Shrove Monday is also known as Collop Monday. Collops refer to the remnants of meat. The collops referred to here are the remnants of cured meats such as bacon that were not expected to remain edible once Lent was over and the eating of meat allowed again. A traditional Collop Monday supper in ancient England would include thick slices of bacon along with eggs, and the fat from the bacon would be saved for Shrove Tuesday to be use in the frying of pancakes.
Shrove Tuesday is also commonly known as Pancake Day. The English custom of eating pancakes was undoubtedly suggested by the need to use up the eggs and fats that would be given up during Lent. It is from Shrove Tuesday that Pancake races and the practice of flipping pancakes derives. It is a quaint custom to flip each pancake three times on Shrove Tuesday in honour of the Blessed Trinity.
Lenten fasting practices differed somewhat is various parts of the Church. The ancient practice in Canterbury is found in a letter of St. Gregory the Great (d. 604) to St. Augustine, the first Archbishop of Canterbury: “We abstain from flesh, meat and from all things that come from flesh, as milk, cheese, and eggs.” These were the ancient fasting rules governing the Church in Canterbury: hence Collop Monday and pancakes on Shrove Tuesday. For the same reason, Easter is celebrated with decorated eggs, fresh breads and delicious meats. The elderly, children and the infirm should not attempt such strict fasting.
This coming Sunday, February 22nd, is Quinquagesima, the beginning of Shrovetide. Christian Education is at 9:00 AM, followed by Matins (Morning Prayer) at 9:30 AM, with the Liturgy of the Holy Eucharist at 10:00 AM. Our monthly potluck luncheon will follow the Liturgy. During the luncheon we will be showing a thirty minute, up-to-date and inspiring documentary on the Holy Mountain of Mount Athos.

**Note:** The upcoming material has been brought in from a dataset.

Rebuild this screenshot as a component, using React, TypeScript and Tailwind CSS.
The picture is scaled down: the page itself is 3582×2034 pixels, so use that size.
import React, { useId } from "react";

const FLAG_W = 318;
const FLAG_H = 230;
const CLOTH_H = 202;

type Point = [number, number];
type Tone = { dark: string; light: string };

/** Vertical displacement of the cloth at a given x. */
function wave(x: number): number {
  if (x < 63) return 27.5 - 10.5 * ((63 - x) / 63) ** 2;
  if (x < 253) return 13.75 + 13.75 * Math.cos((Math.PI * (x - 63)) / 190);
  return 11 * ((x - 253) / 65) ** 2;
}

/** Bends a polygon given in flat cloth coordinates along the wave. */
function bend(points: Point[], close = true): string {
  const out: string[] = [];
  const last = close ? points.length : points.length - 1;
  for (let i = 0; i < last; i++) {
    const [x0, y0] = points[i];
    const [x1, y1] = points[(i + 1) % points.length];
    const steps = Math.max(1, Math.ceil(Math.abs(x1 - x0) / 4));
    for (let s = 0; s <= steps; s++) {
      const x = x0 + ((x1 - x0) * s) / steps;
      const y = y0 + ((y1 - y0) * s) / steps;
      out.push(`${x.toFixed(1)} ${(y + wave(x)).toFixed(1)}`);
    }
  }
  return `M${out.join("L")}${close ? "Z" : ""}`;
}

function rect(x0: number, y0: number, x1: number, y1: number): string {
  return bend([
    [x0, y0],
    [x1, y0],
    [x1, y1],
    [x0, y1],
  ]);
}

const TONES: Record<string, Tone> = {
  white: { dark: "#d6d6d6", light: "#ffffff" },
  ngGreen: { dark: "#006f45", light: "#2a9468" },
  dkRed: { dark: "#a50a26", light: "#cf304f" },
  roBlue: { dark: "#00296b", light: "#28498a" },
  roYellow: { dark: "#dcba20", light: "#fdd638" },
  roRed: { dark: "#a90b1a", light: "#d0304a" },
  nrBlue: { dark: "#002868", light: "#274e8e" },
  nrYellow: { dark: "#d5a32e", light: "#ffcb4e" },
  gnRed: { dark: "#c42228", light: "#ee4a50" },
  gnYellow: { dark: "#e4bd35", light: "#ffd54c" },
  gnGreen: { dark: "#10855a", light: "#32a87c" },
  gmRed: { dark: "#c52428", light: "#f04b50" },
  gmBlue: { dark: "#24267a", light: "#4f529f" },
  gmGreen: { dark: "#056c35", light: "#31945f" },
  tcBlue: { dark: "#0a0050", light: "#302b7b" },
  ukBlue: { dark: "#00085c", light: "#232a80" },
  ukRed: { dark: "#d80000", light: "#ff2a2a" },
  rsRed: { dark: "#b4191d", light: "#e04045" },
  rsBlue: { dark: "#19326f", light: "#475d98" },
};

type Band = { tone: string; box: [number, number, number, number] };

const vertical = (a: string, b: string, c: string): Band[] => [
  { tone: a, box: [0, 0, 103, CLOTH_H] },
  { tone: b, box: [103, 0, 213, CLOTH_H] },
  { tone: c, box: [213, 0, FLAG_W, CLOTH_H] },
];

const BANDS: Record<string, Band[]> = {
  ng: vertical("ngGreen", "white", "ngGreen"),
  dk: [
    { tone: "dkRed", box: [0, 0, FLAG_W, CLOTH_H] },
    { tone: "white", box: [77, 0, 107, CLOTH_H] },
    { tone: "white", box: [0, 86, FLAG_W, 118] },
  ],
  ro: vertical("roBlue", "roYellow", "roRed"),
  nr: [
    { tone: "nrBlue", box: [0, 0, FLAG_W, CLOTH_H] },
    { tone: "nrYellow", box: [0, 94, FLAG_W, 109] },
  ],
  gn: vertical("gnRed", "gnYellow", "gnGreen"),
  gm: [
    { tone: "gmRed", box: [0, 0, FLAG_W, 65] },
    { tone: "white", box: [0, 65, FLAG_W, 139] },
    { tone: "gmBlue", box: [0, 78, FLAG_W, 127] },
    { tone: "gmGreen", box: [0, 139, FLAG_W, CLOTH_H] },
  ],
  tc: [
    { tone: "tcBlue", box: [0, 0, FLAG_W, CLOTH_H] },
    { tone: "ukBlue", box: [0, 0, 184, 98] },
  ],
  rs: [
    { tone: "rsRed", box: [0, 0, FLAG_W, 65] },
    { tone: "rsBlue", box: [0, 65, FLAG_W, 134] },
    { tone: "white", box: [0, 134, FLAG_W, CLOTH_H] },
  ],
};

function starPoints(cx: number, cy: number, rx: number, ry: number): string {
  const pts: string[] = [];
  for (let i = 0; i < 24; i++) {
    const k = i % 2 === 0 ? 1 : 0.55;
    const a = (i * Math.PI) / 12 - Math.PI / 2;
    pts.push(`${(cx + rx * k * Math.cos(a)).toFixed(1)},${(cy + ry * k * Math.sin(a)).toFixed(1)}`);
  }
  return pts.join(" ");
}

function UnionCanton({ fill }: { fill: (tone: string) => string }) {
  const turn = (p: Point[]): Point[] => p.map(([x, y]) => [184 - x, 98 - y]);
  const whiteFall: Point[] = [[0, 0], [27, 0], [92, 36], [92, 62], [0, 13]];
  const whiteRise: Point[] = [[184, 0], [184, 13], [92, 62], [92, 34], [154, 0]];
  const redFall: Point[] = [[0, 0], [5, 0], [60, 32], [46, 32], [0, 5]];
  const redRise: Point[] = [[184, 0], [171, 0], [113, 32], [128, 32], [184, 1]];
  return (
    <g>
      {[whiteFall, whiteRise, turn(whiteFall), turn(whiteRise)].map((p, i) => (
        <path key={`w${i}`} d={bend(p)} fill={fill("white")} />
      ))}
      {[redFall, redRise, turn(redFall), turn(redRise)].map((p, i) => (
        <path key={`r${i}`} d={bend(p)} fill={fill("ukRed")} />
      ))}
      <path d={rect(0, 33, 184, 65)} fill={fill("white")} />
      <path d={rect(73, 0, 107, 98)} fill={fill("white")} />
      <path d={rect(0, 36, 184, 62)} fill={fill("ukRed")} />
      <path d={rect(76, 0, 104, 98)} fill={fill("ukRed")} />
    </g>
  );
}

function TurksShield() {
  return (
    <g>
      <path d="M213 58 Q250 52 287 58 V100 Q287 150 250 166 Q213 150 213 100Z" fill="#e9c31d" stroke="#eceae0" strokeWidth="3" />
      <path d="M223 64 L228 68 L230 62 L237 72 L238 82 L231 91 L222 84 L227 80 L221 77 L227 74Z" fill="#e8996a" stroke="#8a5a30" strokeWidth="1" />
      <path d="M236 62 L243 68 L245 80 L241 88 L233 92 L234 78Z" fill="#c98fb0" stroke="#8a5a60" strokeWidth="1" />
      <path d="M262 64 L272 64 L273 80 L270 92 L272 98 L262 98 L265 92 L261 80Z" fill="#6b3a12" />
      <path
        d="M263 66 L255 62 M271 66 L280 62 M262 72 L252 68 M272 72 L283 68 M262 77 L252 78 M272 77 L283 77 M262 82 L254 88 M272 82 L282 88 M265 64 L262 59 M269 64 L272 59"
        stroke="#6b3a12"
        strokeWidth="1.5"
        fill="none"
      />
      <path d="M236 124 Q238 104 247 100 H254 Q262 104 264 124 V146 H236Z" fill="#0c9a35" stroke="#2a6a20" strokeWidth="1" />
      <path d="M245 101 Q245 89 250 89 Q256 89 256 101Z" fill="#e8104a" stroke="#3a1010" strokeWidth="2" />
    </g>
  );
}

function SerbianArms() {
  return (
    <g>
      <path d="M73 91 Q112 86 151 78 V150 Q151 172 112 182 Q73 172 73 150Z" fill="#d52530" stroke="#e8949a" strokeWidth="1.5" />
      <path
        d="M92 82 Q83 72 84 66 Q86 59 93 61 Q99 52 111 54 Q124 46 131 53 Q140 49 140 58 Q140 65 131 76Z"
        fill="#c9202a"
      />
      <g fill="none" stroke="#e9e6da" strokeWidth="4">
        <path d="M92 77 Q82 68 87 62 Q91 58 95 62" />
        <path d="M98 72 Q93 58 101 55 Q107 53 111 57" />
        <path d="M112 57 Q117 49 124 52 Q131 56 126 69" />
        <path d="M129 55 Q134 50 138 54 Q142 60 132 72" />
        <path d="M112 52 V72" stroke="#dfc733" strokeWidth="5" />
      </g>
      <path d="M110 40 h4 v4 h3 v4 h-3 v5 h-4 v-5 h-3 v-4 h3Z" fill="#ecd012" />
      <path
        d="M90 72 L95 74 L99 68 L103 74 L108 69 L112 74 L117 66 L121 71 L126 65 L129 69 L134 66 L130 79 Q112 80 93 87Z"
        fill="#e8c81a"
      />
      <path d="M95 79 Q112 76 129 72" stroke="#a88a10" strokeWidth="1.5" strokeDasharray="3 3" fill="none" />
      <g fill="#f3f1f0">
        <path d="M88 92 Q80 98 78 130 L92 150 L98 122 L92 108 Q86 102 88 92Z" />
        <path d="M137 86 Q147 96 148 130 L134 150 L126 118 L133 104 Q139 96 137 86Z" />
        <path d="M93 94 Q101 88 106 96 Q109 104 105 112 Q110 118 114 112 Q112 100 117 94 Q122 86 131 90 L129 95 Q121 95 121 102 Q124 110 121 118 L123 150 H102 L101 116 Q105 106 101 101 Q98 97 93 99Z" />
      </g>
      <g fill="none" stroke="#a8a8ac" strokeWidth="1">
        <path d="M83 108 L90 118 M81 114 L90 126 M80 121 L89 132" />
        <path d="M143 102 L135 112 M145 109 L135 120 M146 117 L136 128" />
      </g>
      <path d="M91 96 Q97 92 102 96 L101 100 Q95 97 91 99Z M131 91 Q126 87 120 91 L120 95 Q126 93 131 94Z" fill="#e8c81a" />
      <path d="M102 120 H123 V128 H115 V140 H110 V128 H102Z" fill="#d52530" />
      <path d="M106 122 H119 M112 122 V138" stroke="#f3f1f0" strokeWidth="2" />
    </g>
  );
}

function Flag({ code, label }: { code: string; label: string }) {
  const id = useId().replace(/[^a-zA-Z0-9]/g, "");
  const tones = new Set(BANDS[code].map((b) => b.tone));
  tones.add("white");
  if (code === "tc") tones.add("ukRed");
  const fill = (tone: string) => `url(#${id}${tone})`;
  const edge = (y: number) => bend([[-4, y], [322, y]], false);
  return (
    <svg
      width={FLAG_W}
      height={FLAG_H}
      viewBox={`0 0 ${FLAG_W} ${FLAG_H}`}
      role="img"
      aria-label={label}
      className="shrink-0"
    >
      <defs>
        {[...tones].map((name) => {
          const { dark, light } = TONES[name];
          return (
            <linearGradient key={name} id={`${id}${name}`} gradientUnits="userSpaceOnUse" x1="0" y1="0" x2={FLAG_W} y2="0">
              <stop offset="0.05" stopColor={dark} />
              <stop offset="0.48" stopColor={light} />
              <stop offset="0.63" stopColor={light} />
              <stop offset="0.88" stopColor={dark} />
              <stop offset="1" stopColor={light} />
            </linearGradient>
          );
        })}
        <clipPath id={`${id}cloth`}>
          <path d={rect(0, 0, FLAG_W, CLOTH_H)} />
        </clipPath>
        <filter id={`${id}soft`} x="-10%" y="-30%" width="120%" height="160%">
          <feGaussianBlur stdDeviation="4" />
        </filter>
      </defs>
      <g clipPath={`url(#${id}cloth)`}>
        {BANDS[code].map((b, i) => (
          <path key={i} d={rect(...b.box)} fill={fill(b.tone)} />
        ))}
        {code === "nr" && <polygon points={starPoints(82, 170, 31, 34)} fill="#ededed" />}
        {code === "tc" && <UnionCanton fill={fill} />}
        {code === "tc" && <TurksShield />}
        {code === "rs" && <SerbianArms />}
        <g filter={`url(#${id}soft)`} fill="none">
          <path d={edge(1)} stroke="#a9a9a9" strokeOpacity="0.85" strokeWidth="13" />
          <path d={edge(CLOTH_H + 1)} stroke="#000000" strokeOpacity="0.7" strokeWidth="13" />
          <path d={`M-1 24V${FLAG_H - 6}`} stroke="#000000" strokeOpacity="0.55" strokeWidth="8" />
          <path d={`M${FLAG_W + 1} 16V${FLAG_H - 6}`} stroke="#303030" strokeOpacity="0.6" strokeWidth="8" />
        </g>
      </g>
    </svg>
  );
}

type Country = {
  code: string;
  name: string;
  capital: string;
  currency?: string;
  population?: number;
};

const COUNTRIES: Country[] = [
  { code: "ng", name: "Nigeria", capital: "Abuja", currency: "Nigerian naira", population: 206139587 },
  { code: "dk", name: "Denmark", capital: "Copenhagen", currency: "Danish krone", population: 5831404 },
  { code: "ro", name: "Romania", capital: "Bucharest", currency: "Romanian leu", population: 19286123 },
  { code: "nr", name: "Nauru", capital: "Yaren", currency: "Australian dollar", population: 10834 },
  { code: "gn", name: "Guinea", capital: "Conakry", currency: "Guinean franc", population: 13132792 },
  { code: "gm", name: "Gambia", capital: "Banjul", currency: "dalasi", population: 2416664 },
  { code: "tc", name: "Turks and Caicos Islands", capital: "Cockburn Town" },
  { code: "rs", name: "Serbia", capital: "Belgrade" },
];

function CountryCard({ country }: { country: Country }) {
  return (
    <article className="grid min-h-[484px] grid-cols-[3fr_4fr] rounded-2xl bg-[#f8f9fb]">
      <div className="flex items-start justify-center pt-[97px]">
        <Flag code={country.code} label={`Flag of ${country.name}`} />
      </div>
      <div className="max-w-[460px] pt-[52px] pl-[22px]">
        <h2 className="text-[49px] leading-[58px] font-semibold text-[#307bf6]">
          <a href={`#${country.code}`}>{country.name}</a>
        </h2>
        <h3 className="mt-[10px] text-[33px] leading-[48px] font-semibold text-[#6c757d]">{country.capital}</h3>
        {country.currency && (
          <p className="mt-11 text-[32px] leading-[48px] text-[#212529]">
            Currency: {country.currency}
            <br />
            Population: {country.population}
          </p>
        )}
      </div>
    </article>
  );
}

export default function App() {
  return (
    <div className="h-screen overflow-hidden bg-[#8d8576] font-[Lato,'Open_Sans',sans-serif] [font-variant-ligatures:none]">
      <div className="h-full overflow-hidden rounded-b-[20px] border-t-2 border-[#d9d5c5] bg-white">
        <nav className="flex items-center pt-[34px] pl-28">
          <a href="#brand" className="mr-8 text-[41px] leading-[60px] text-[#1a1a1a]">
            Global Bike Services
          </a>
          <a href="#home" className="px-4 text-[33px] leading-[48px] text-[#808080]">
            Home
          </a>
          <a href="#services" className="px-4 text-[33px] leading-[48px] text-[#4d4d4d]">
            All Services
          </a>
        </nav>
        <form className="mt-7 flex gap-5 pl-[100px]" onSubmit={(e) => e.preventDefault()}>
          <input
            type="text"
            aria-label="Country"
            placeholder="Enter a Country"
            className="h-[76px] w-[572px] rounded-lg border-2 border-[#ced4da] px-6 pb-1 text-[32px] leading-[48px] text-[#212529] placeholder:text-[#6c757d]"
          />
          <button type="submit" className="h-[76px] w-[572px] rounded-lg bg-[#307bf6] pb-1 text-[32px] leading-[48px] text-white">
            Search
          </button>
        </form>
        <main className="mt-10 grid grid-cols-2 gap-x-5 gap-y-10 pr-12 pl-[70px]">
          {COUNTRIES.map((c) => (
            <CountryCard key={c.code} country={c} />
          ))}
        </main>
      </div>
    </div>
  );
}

You will not want to miss this film!
Confessions will be heard on Shrove Tuesday from 11:45 AM to 12:45 PM, on Ash Wednesday from 11:45 AM to 12:45 PM, and by appointment. There is no better way to begin Lent than by being shriven (confessed and absolved). Confession is good for the soul.
Our parish Sisterhood is hosting a Shrove Tuesday Pancake Supper on Tuesday evening, February 24th, at 6:30 PM. This is not a parish fundraiser. There is no charge for the supper, but a free-will offering will be taken to cover expenses. Please be sure to invite family and friends to this traditional and fun event.
Ash Wednesday Services are Wednesday evening, February 25th, at 6:30 PM, and include the sung Litany followed by the celebration of the Liturgy of the Holy Eucharist with the Imposition of Ashes. Please plan to attend this important Service as Ash Wednesday marks the beginning of the holy season of Lent.
Lenten fasting teaches detachment, and self-denial teaches self control. The food money saved during Lent should be used to benefit the poor, not ourselves. Everyone is encouraged to use the savings to buy more food for our parish food bins so we can provide even more help for those most in need.
Lent is not just about fasting and self-denial. Far from it. It is also a good time to reflect on our spiritual life and to make changes. Am I praying every day? Am I reading the Holy Scriptures and spiritually profitable books? Lent is a wonderful time to begin spending more time in prayer and reading more. Am I faithful in my Sunday church attendance? This is fundamental. If I am not faithful in my Sunday church attendance there is no better time to make a commitment to become faithful than Lent. With a little extra effort could I make it to the Eucharistic Liturgy on a Wednesday or Thursday in addition to Sunday? Receiving Holy Communion in the midst of the week will change your week. Making it a habit will change your life. Am I partaking in entertainment or engaging in behavior that is sinful or near occasions of sin? Am I resisting sin and genuinely striving to live a holy life, or am I explaining away and excusing my sins rather than repenting of them? Am I a serious and practicing Christian or is my spiritual life more talk than walk? Am I double minded? Am I living a double life? Have I stopped or nearly stopped attending church and receiving the sacraments? Do I worship God with my lips while my heart is far from Him? Lent is a time for deeper commitment, and for new beginnings. You can begin again. You can come home again...
The spiritual life is like anything else, you will get out of it what you put into it. No pain, no gain. No cross, no crown. Lent is a wonderful time to invest in your spiritual life. May Almighty God bless you with a holy and spiritually profitable Lent, and with a blessed and joyous Easter!